Nazareth’s 55-20 winning margin to advance to 31-2 included the final four minutes in a running clock. In other words, the Roadrunners dropped the anvil on the Red Devils.
“We want the good games,” said junior Stella Sakalas — whose 11-point, 14-rebound showing in the middle led Nazareth — of her opponents.
The 23-point outburst by Valparaiso-bound point guard Allia von Schlegell was another beacon. Her 7-of-10 3-point shooting was as beneficial to the hosts as was Salakas’ inside game.
“The team always gets me the ball,” von Schlegell said. “I attribute all seven makes to them. And Stella’s a threat to score at all times.”

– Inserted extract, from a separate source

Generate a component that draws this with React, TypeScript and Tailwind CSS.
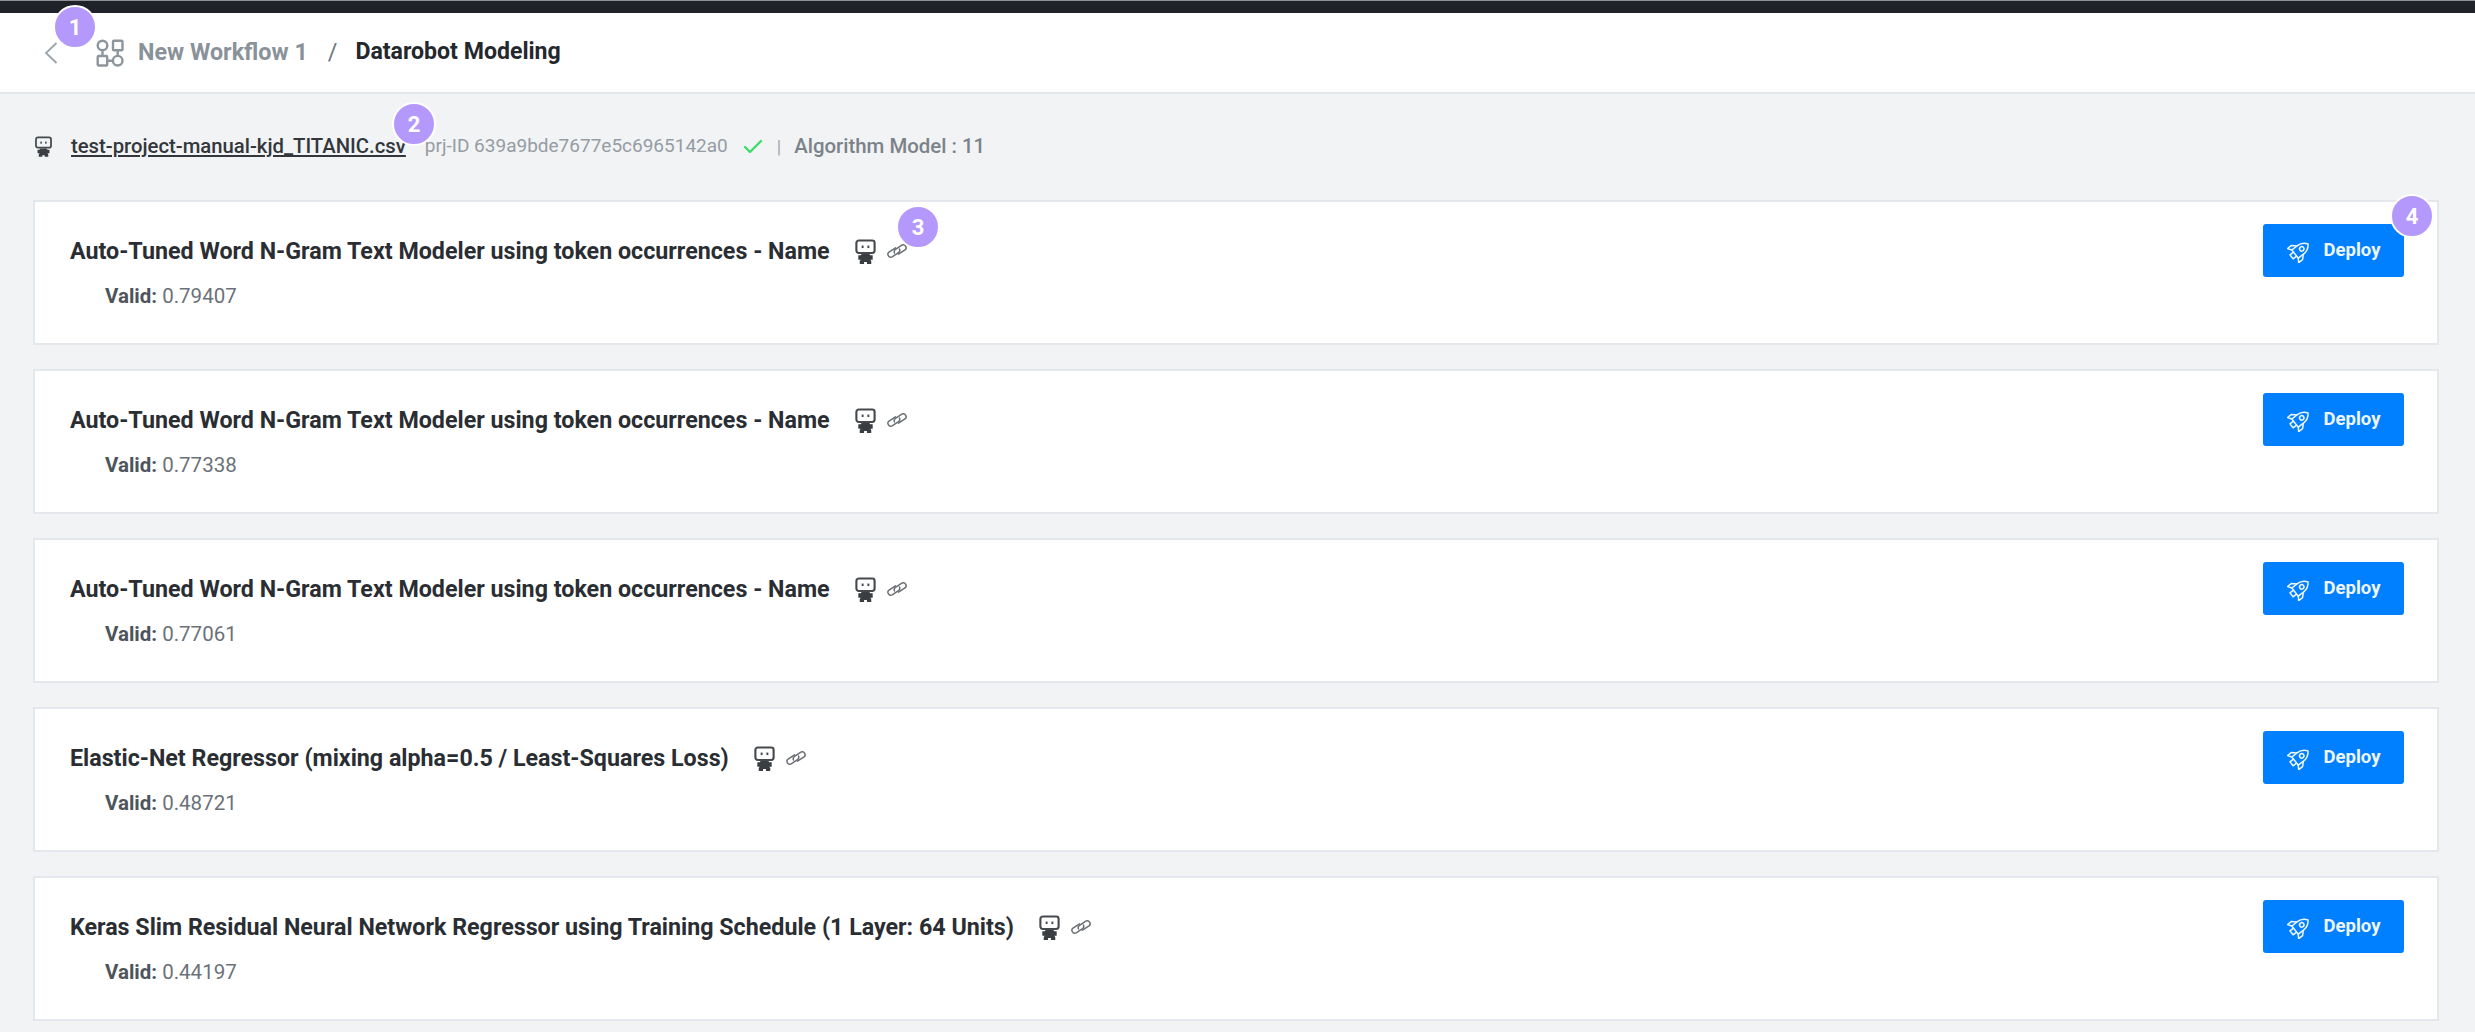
import { Check } from 'lucide-react'

type Model = {
  name: string
  valid: string
}

const models: Model[] = [
  { name: 'Auto-Tuned Word N-Gram Text Modeler using token occurrences - Name', valid: '0.79407' },
  { name: 'Auto-Tuned Word N-Gram Text Modeler using token occurrences - Name', valid: '0.77338' },
  { name: 'Auto-Tuned Word N-Gram Text Modeler using token occurrences - Name', valid: '0.77061' },
  { name: 'Elastic-Net Regressor (mixing alpha=0.5 / Least-Squares Loss)', valid: '0.48721' },
  { name: 'Keras Slim Residual Neural Network Regressor using Training Schedule (1 Layer: 64 Units)', valid: '0.44197' },
]

function RobotIcon({ className }: { className?: string }) {
  return (
    <svg viewBox="0 0 24 26" className={className} fill="none">
      <rect x="2.500" y="1.500" width="19" height="13" rx="2.500" stroke="#45494d" strokeWidth="2.200" />
      <rect x="8" y="6.800" width="2" height="2.600" fill="#45494d" />
      <rect x="14" y="6.800" width="2" height="2.600" fill="#45494d" />
      <path d="M8 15.500h8l1 1.500h2.500v4.500H17l1 1.500v3h-4.500v-2h-3v2H6v-3l1-1.500H4.500V17H7z" fill="#3a3e42" />
    </svg>
  )
}

function LinkIcon({ className }: { className?: string }) {
  return (
    <svg viewBox="0 0 22 14" className={className} fill="none" stroke="#6b6f73" strokeWidth="1.500" strokeLinecap="round">
      <path d="M9.500 3.800 3 8a2.900 2.900 0 0 0 3.200 4.800l6.300-4.200a2.900 2.900 0 0 0 1-3.600" />
      <path d="M12.500 10.200 19 6a2.900 2.900 0 0 0-3.200-4.800L9.500 5.400a2.900 2.900 0 0 0-1 3.600" />
    </svg>
  )
}

function WorkflowIcon({ className }: { className?: string }) {
  return (
    <svg viewBox="0 0 28 28" className={className} fill="none" stroke="#8d959d" strokeWidth="2.400">
      <circle cx="6.500" cy="6.500" r="4.800" />
      <rect x="17" y="1.700" width="9.500" height="9.500" rx="1" />
      <rect x="1.700" y="17" width="9.500" height="9.500" rx="1" />
      <circle cx="21.700" cy="21.700" r="4.800" />
      <path d="M6.500 11.300V17M21.700 11.200v5.700M11.200 21.700h5.700" />
    </svg>
  )
}

function RocketIcon({ className }: { className?: string }) {
  return (
    <svg viewBox="0 0 24 24" className={className} fill="none" stroke="currentColor" strokeWidth="1.500" strokeLinejoin="round">
      <g transform="rotate(52 12 12)">
        <path d="M12 0.500c3.500 2.500 5.200 6 5.200 9.500v7H6.800v-7C6.800 6.500 8.500 3 12 0.500z" />
        <circle cx="12" cy="8.500" r="2.200" />
        <path d="M6.800 10.500 3 14.500v5l3.800-2.500M17.200 10.500l3.800 4v5L17.200 17M9.500 17v4.500h5V17" />
      </g>
    </svg>
  )
}

function Badge({ n, className }: { n: number; className: string }) {
  return (
    <div className={`absolute flex h-[44px] w-[44px] items-center justify-center rounded-full border-2 border-white bg-[#b598fb] text-[22px] font-bold text-white ${className}`}>
      {n}
    </div>
  )
}

function ModelCard({ model }: { model: Model }) {
  return (
    <div className="flex h-[145px] items-start justify-between border-2 border-[#e4e7eb] bg-white pl-[35px] pr-[33px] pt-[22px]">
      <div>
        <div className="flex h-[54px] items-center">
          <span className="text-[23.250px] font-bold text-[#2a2e33]">{model.name}</span>
          <RobotIcon className="ml-[24px] h-[25px] w-[23px]" />
          <LinkIcon className="ml-[9px] h-[14px] w-[22px]" />
        </div>
        <div className="mt-[3px] pl-[35px] text-[20.500px] text-[#6b7178]">
          <span className="font-bold text-[#4e545b]">Valid:</span> {model.valid}
        </div>
      </div>
      <button className="flex h-[53px] w-[141px] items-center justify-center gap-[13px] rounded-[3px] bg-[#007fff] text-[18.500px] font-bold text-[#eef6ff]">
        <RocketIcon className="h-[24px] w-[24px]" />
        Deploy
      </button>
    </div>
  )
}

export default function App() {
  return (
    <div className="relative h-[1032px] w-[2475px] overflow-hidden bg-[#f1f3f5] font-['Roboto',sans-serif]">
      <div className="h-[13px] border-t border-[#8f9296] bg-[#1f2329]" />

      <div className="flex h-[81px] items-center border-b-2 border-[#e4e7eb] bg-white pl-[44px]">
        <svg viewBox="0 0 14 22" className="h-[22px] w-[14px]" fill="none" stroke="#9aa3ab" strokeWidth="1.800">
          <path d="M12.500 1 2 11l10.500 10" />
        </svg>
        <WorkflowIcon className="ml-[38px] h-[28px] w-[28px]" />
        <span className="ml-[14px] text-[23.300px] font-bold text-[#8a9299]">New Workflow 1</span>
        <span className="ml-[20px] text-[23.300px] text-[#6d757d]">/</span>
        <span className="ml-[18px] text-[23.100px] font-bold text-[#24282d]">Datarobot Modeling</span>
      </div>

      <div className="flex h-[106px] items-center pb-[1px] pl-[34px]">
        <RobotIcon className="h-[23px] w-[19px]" />
        <span className="ml-[18px] text-[20.300px] font-medium text-[#33373b] underline underline-offset-2">test-project-manual-kjd_TITANIC.csv</span>
        <span className="ml-[19px] text-[19px] text-[#969ca3]">prj-ID 639a9bde7677e5c6965142a0</span>
        <Check className="ml-[13px] h-[24px] w-[24px] text-[#3ddc6a]" strokeWidth={2.400} />
        <span className="ml-[12px] text-[18px] text-[#a0a6ac]">|</span>
        <span className="ml-[13px] text-[20.400px] font-medium text-[#7b8289]">Algorithm Model : 11</span>
      </div>

      <div className="flex flex-col gap-[24px] pl-[33px] pr-[36px]">
        {models.map((model, i) => (
          <ModelCard key={i} model={model} />
        ))}
      </div>

      <Badge n={1} className="left-[53px] top-[5px]" />
      <Badge n={2} className="left-[392px] top-[102px]" />
      <Badge n={3} className="left-[896px] top-[205px]" />
      <Badge n={4} className="left-[2390px] top-[194px]" />
    </div>
  )
}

“Allia is the heart of our team,” Sakalas countered. “Point guard, first option to score, best shooter, and she’s the top of our defense.”
Structurally, the key to the Roadrunners’ game is, fittingly for their moniker, speed. Defensively, they’re on you like duct tape, and every player seems to have four arms. Only Grace Dolan, with 11 points, was in double figures for Hinsdale, and that was largely negated by Sophia Towne’s 10-point effort for the Roadrunners.
Quickness was how Nazareth jumped out an 18-4 lead less than 12 minutes in. By this point, Salakas had pounded inside for six points and von Schlegell had hit the first of her threes. It was 29-6 at the half, and it didn’t matter how many timeouts the Red Devils called. Nothing was slowing Nazareth down.
“We wanted to control the tempo,” coach Ed Stritzel said. “Hinsdale likes to press themselves, and we thought we’d like to play a little faster, so we wanted to speed the game up a little bit.”
This dominance is nothing new for the Nazareth. A Class 3A title in 2023 and a 4A runner-up placing last year, their second in three years and third in the last seven, underline the program Stritzel has built.
“There’s a lot of good teams, but we’re a dangerous team,” Stritzel said. “We prepared well for this game.”
Of this year’s team, only von Schlegell is exiting, and Stritzel said some solid eighth-graders are on the way in.
“We’re young,” Stritzel said.
That’s just what everyone in the East Suburban Catholic Conference didn’t want to hear.